Another tradeoff to consider is how Cassandra deals with data safety in the face of hardware failures. Say your disk dies or your datacenter has a fire and you lose machines; how safe is your data? Well, it depends on a few factors, mainly replication factor and consistency level used for the write. With consistency level QUORUM and RF=3 your data is safe on at least two nodes so if you lose one node you still have a copy. However, if you only have RF=1 and lose a node forever you've lost data forever.
An extreme example of this is if you have RF=3 but write at CL.ONE and the write only succeeds on a single node, followed directly by the death of that node. Unless the coordinator was a different node you probably just lost data.
Given Cassandra's system properties, the implication of maintaining Materialized Views manually in your application is likely to create permanent inconsistencies between views. Since your application will need to read the existing state from Cassandra then modify the views to clean-up any updates existing rows. Besides the added latency, if there are other updates going to the same rows your reads will end up in a race condition and fail to clean up all the state changes. This is the scenario the mvbench tool compares against.
The Materialized Views feature in Cassandra 3.0 was written to address these and other complexities surrounding manual denormalization, but that is not to say it's not without its own set of guarantees and tradeoffs to consider. To understand the internal design of Materialized Views please read the design document. At a high level though we chose correctness over raw performance for writes, but did our best to avoid needless write amplification. A simple way to think about this write amplification problem is: if I have a base table with RF=3 and a view table with RF=3 a naive approach would send a write to each base replica and each base replica would send a view update to each view replica; RF+RF^2 writes per-mutation! C* Materialized Views instead pairs each base replica with a single view replica. This simplifies to be RF+RF writes per mutation while still guaranteeing convergence.
Materialized View Guarantees:
- All changes to the base table will be eventually reflected in the view tables unless there is a total data loss in the base table (as described in the previous section)
Materialized View Limitations:
- All updates to the view happen asynchronously unless corresponding view replica is the same node. We must do this to ensure availability is not compromised. It's easy to imagine a worst case scenario of 10 Materialized Views for which each update to the base table requires writing to 10 separate nodes. Under normal operation views will see the data quickly and there are new metrics to track it (ViewWriteMetricss).
- There is no read repair between the views and the base table. Meaning a read repair on the view will only correct that view's data not the base table's data. If you are reading from the base table though, read repair will send updates to the base and the view.

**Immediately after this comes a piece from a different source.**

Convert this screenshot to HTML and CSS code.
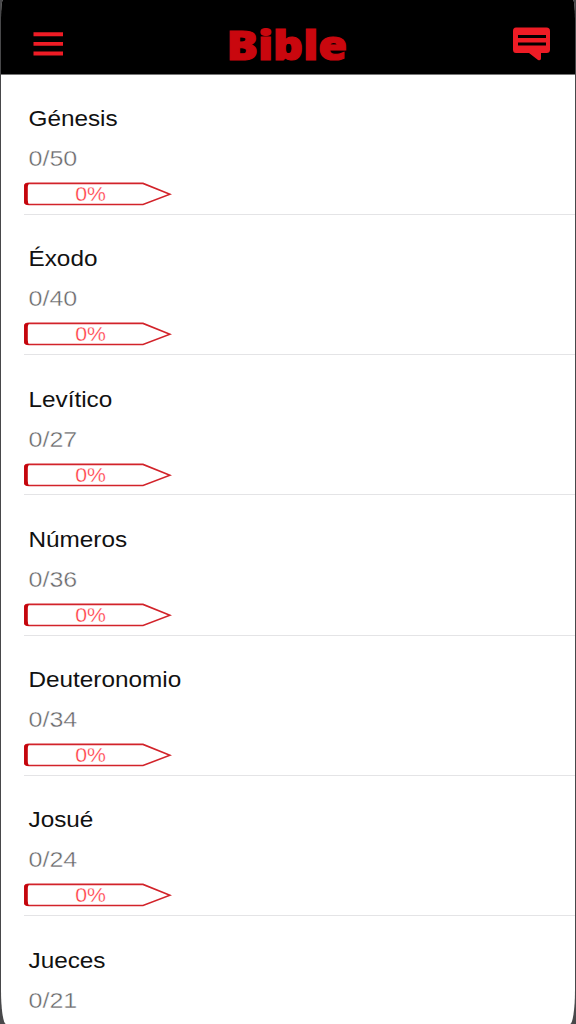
FILE: index.html
```
<!DOCTYPE html>
<html lang="es">
<head>
<meta charset="utf-8">
<title>Bible</title>
<link rel="stylesheet" href="styles.css">
</head>
<body>
<svg class="symbols" aria-hidden="true">
  <symbol id="arrow" viewBox="0 0 148 24">
    <path d="M5 1.400H119L146 12.200 119 22.500H5Q.8 22.300.8 20V4Q.8 1.400 5 1.400Z" fill="#fff" stroke="#d2232a" stroke-width="1.600"/>
    <path d="M5 1Q.2 1.400 .2 3.500V20.500Q.2 22.500 5 23Q3.800 21 3.800 18V6Q3.800 3.500 5 1Z" fill="#c4060d"/>
  </symbol>
</svg>
<div class="phone">
  <header class="bar">
    <svg class="menu" viewBox="0 0 30 24" role="img" aria-label="Menú"><path d="M.5 2.300H30M.5 11.900H30M.5 21.500H30" stroke="#ee1c25" stroke-width="3.900"/></svg>
    <h1 class="brand"><span class="brand-text">Bible</span></h1>
    <svg class="chat" viewBox="0 0 38 34" role="img" aria-label="Mensajes"><path d="M4 .5H34.500Q38 .5 38 4V22.500Q38 26 34.500 26H29V31.500Q29 34 26 33L17 26H4Q1 26 1 22.500V4Q1 .5 4 .5Z" fill="#ee1c25"/><path d="M6 9.500H34M6 17H34" stroke="#000" stroke-width="2.800"/></svg>
  </header>
  <main class="books">
    <section class="book"><h2 class="name">Génesis</h2><p class="count">0/50</p><div class="progress"><svg class="arrow"><use href="#arrow"/></svg><span class="percent">0%</span></div></section>
    <section class="book"><h2 class="name">Éxodo</h2><p class="count">0/40</p><div class="progress"><svg class="arrow"><use href="#arrow"/></svg><span class="percent">0%</span></div></section>
    <section class="book"><h2 class="name">Levítico</h2><p class="count">0/27</p><div class="progress"><svg class="arrow"><use href="#arrow"/></svg><span class="percent">0%</span></div></section>
    <section class="book"><h2 class="name">Números</h2><p class="count">0/36</p><div class="progress"><svg class="arrow"><use href="#arrow"/></svg><span class="percent">0%</span></div></section>
    <section class="book"><h2 class="name">Deuteronomio</h2><p class="count">0/34</p><div class="progress"><svg class="arrow"><use href="#arrow"/></svg><span class="percent">0%</span></div></section>
    <section class="book"><h2 class="name">Josué</h2><p class="count">0/24</p><div class="progress"><svg class="arrow"><use href="#arrow"/></svg><span class="percent">0%</span></div></section>
    <section class="book"><h2 class="name">Jueces</h2><p class="count">0/21</p></section>
  </main>
</div>
</body>
</html>
```

FILE: styles.css
```
* { box-sizing: border-box; }
body { margin: 0; background: #48484a; }
.symbols { display: none; }
.phone {
  height: 1024px;
  margin: 0 1.500px 0 1px;
  overflow: hidden;
  background: #fff;
  border-radius: 2px 2px 5px 5px / 18px 18px 34px 34px;
}
.bar {
  display: grid;
  grid-template-columns: 38px 1fr 38px;
  height: 74.500px;
  padding: 0 25px 0 32px;
  background: #000;
  border-bottom: 1px solid #777;
}
.menu { width: 30px; height: 24px; margin-top: 32px; }
.chat { width: 38px; height: 34px; margin-top: 27px; }
.brand { margin: 17px 0 0; text-align: center; line-height: 56px; font-size: 40.500px; }
.brand-text {
  display: inline-block;
  font-family: "Noto Sans", "Open Sans", sans-serif;
  font-weight: 900;
  color: #c9070e;
  -webkit-text-stroke: 1.200px #c9070e;
  transform: translateX(-4.500px) scaleX(1.155);
}
.book {
  height: 140.250px;
  margin-left: 23px;
  padding: 30.500px 0 0 5px;
  border-bottom: 1px solid #e4e4e6;
}
.name, .count {
  width: max-content;
  margin: 0;
  transform-origin: 0 50%;
}
.name {
  font: 400 22px/28px "Liberation Sans", Arial, sans-serif;
  color: #111;
  transform: translateX(-.5px) scaleX(1.105);
}
.count {
  margin-top: 12px;
  font: 400 22px/28px "Liberation Sans", Arial, sans-serif;
  color: #666668;
  -webkit-text-stroke: .4px #fff;
  transform: translateX(-.5px) scaleX(1.140);
}
.progress {
  display: grid;
  width: 148px;
  height: 24px;
  margin: 9px 0 0 -5px;
}
.arrow, .percent { grid-area: 1 / 1; }
.arrow { width: 148px; height: 24px; }
.percent {
  width: 133px;
  text-align: center;
  font: 400 19.500px/24px "Liberation Sans", Arial, sans-serif;
  color: #ff343c;
  -webkit-text-stroke: .3px #fff;
  transform: scaleX(1.090);
}
```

- Mutations on a base table partition must happen sequentially per replica if the mutation touches a column in a view (this will improve after ticket CASSANDRA-10307)
Materialized View Tradeoffs:
- With materialized views you are trading performance for correctness. It takes more work to ensure the views will see all the state changes to a given row. Local locks and local reads required. If you don't need consistency or never update/delete data you can bypass materialized views and simply write to many tables from your client. There is also a ticket CASSANDRA-9779 that will offer a way to bypass the performance hit in the case of insert only workloads.
- The data loss scenario described in the section above (there exists only a single copy on a single node that dies) has different effects depending on if the base or view was affected. If view data was lost from all replicas you would need to drop and re-create the view. If the base table lost data through, there would be an inconsistency between the base and the view with the view having data the base doesn't. Currently, there is no way to fix the base from the view; ticket CASSANDRA-10346 was added to address this.
One final point on repair. As described in the design document, repairs mean different things depending on if you are repairing the base or the view. If you repair only the view you will see a consistent state across the view replicas (not the base). If you repair the base you will repair both the base and the view. This is accomplished by passing streamed base data through the regular write path, which in turn updates the views. This mode is also how bootstrapping new nodes and SSTable loading works as well to provide consistent materialized views.